Ce sont eux qui provoqueront le changement, le passage de la radiodiffusion analogique
à la radiodiffusion numérique, tout en étant, bien sûr, influencés dans leurs décisions
par les politiques des administrations, des fournisseurs de services et des fabricants.
Mais il importe au plus haut point d’assurer de toute urgence la coordination requise
entre les parties prenantes. Si les consommateurs sont disposés à acheter les nouveaux
équipements produits par les fabricants, il faut absolument que les administrations
aient déjà défini un programme de planification des fréquences, et que les radiodiffuseurs
aient prévu des contenus attrayants.
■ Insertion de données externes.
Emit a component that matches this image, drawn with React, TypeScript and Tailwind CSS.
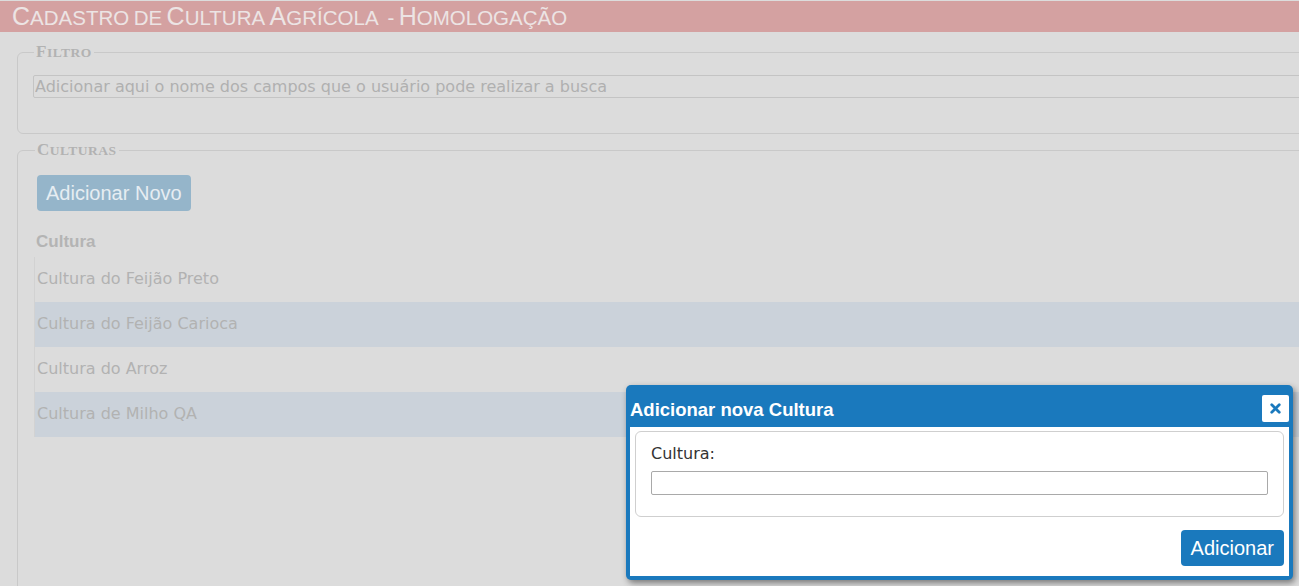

La coordination des efforts déployés déterminera
la rapidité de la transition, et se traduira par davantage de choix pour le consommateur
et davantage de concurrence sur les marchés.
Lorsque, par le jeu des économies d’échelle, les récepteurs numériques, devenus
peu onéreux, pourront remplacer tous les équipements analogiques utilisés dans le
monde, la convergence des services aura porté ses fruits et c’est sur cette base
que les UMTS (IMT-2000) se généraliseront. Alors, partout dans le monde, l’on pourra
envoyer et recevoir de l’information, dans toutes les langues, au travail, au domicile,
ou même en déplacement. La société mondiale de l’information sera née.